>>>>

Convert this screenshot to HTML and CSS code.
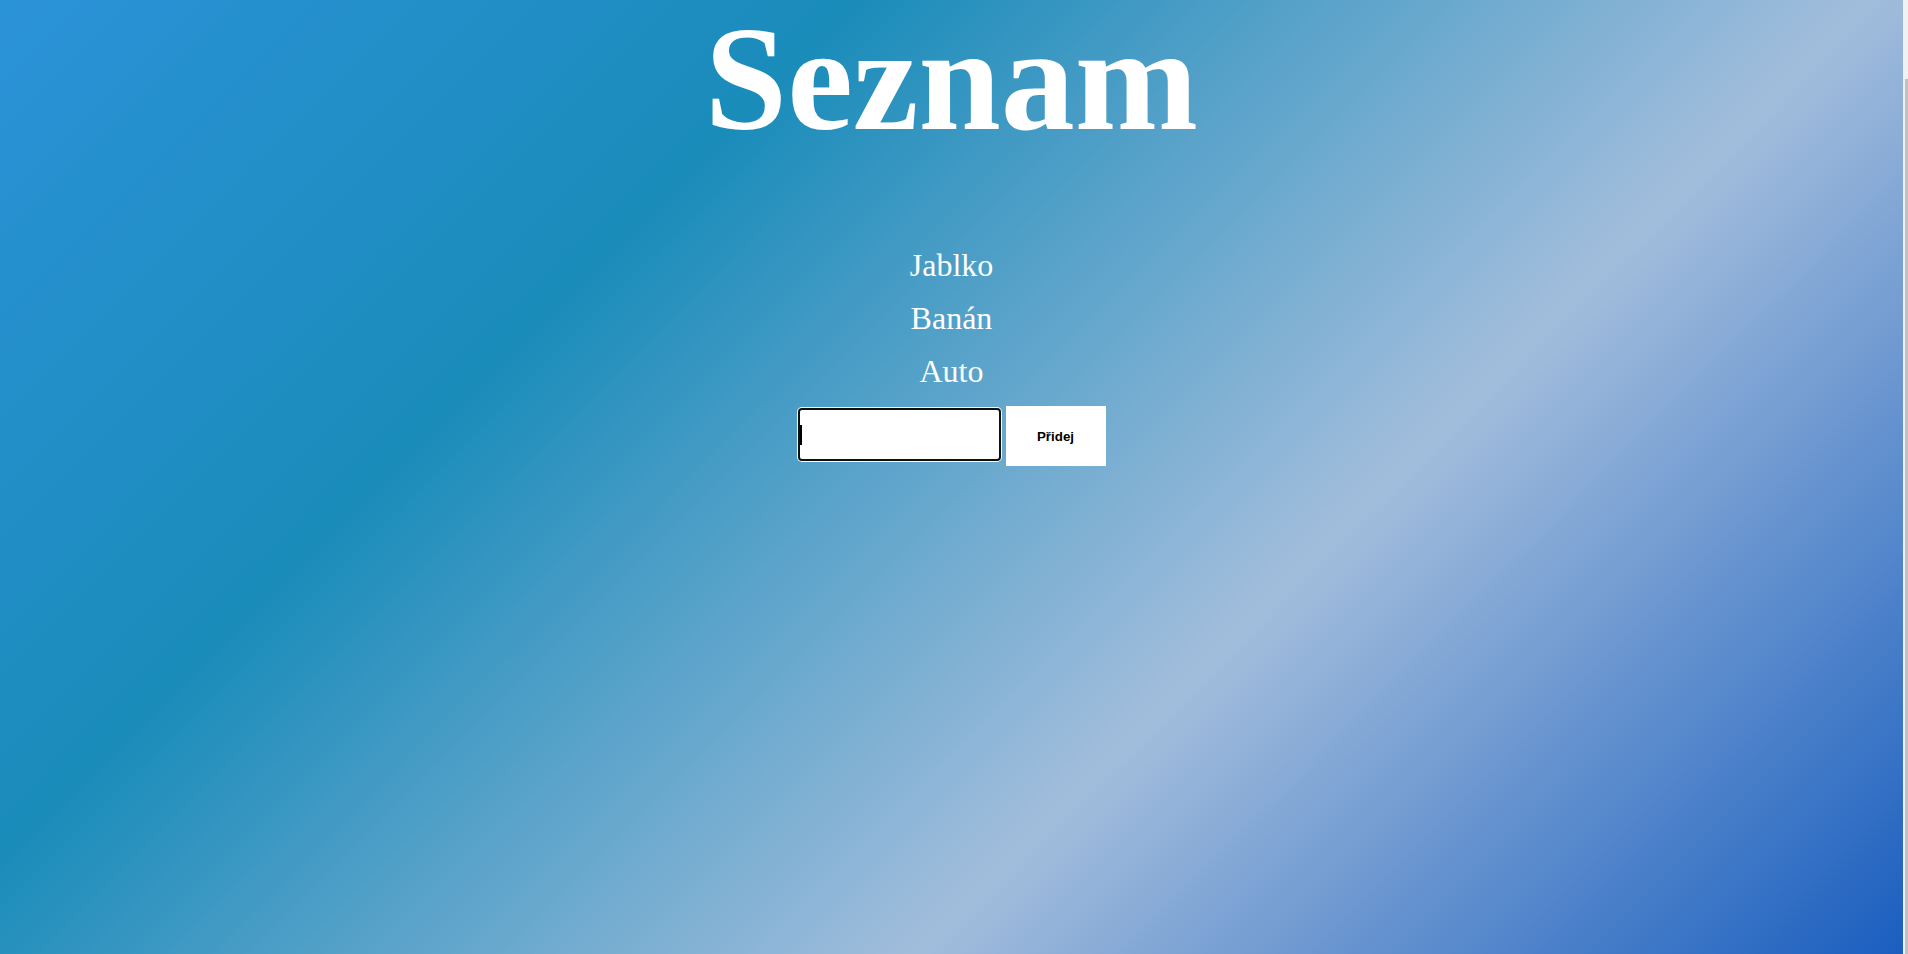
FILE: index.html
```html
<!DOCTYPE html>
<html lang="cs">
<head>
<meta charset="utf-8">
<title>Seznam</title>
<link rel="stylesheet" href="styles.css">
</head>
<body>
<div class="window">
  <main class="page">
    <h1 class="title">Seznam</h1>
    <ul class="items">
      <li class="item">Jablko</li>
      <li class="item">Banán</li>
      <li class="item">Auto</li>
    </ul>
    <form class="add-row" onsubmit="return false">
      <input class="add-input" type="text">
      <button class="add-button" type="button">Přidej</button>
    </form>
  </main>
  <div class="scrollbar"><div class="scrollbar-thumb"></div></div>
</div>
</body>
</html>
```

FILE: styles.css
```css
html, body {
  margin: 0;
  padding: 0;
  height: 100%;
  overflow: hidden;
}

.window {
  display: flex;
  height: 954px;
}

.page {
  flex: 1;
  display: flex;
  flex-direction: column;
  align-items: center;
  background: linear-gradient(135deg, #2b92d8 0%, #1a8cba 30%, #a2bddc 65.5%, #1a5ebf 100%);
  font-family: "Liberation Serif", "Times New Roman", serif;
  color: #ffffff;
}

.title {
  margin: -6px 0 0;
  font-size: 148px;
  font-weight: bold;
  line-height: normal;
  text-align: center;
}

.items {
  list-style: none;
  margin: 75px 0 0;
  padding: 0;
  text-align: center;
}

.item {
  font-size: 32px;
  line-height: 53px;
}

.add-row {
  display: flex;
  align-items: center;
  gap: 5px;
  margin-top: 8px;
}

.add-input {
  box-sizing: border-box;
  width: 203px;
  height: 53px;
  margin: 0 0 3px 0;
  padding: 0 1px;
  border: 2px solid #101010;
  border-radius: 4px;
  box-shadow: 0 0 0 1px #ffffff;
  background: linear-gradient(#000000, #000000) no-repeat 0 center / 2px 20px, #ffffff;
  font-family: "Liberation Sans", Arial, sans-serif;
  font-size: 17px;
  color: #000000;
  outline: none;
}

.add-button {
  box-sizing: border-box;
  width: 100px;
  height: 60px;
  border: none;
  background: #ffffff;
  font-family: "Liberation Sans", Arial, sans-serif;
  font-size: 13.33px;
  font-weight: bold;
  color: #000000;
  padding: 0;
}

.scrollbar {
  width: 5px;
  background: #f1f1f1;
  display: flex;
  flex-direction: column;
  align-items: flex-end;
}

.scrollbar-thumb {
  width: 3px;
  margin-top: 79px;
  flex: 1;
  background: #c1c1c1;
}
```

<<<<

■ **WRITTEN INSTRUCTION**
Drop the images and repeat the data exactly.

■ **THE RESPONSE**
Convert this screenshot to HTML and CSS code.
FILE: index.html
```html
<!DOCTYPE html>
<html lang="cs">
<head>
<meta charset="utf-8">
<title>Seznam</title>
<link rel="stylesheet" href="styles.css">
</head>
<body>
<div class="window">
  <main class="page">
    <h1 class="title">Seznam</h1>
    <ul class="items">
      <li class="item">Jablko</li>
      <li class="item">Banán</li>
      <li class="item">Auto</li>
    </ul>
    <form class="add-row" onsubmit="return false">
      <input class="add-input" type="text">
      <button class="add-button" type="button">Přidej</button>
    </form>
  </main>
  <div class="scrollbar"><div class="scrollbar-thumb"></div></div>
</div>
</body>
</html>
```

FILE: styles.css
```css
html, body {
  margin: 0;
  padding: 0;
  height: 100%;
  overflow: hidden;
}

.window {
  display: flex;
  height: 954px;
}

.page {
  flex: 1;
  display: flex;
  flex-direction: column;
  align-items: center;
  background: linear-gradient(135deg, #2b92d8 0%, #1a8cba 30%, #a2bddc 65.5%, #1a5ebf 100%);
  font-family: "Liberation Serif", "Times New Roman", serif;
  color: #ffffff;
}

.title {
  margin: -6px 0 0;
  font-size: 148px;
  font-weight: bold;
  line-height: normal;
  text-align: center;
}

.items {
  list-style: none;
  margin: 75px 0 0;
  padding: 0;
  text-align: center;
}

.item {
  font-size: 32px;
  line-height: 53px;
}

.add-row {
  display: flex;
  align-items: center;
  gap: 5px;
  margin-top: 8px;
}

.add-input {
  box-sizing: border-box;
  width: 203px;
  height: 53px;
  margin: 0 0 3px 0;
  padding: 0 1px;
  border: 2px solid #101010;
  border-radius: 4px;
  box-shadow: 0 0 0 1px #ffffff;
  background: linear-gradient(#000000, #000000) no-repeat 0 center / 2px 20px, #ffffff;
  font-family: "Liberation Sans", Arial, sans-serif;
  font-size: 17px;
  color: #000000;
  outline: none;
}

.add-button {
  box-sizing: border-box;
  width: 100px;
  height: 60px;
  border: none;
  background: #ffffff;
  font-family: "Liberation Sans", Arial, sans-serif;
  font-size: 13.33px;
  font-weight: bold;
  color: #000000;
  padding: 0;
}

.scrollbar {
  width: 5px;
  background: #f1f1f1;
  display: flex;
  flex-direction: column;
  align-items: flex-end;
}

.scrollbar-thumb {
  width: 3px;
  margin-top: 79px;
  flex: 1;
  background: #c1c1c1;
}
```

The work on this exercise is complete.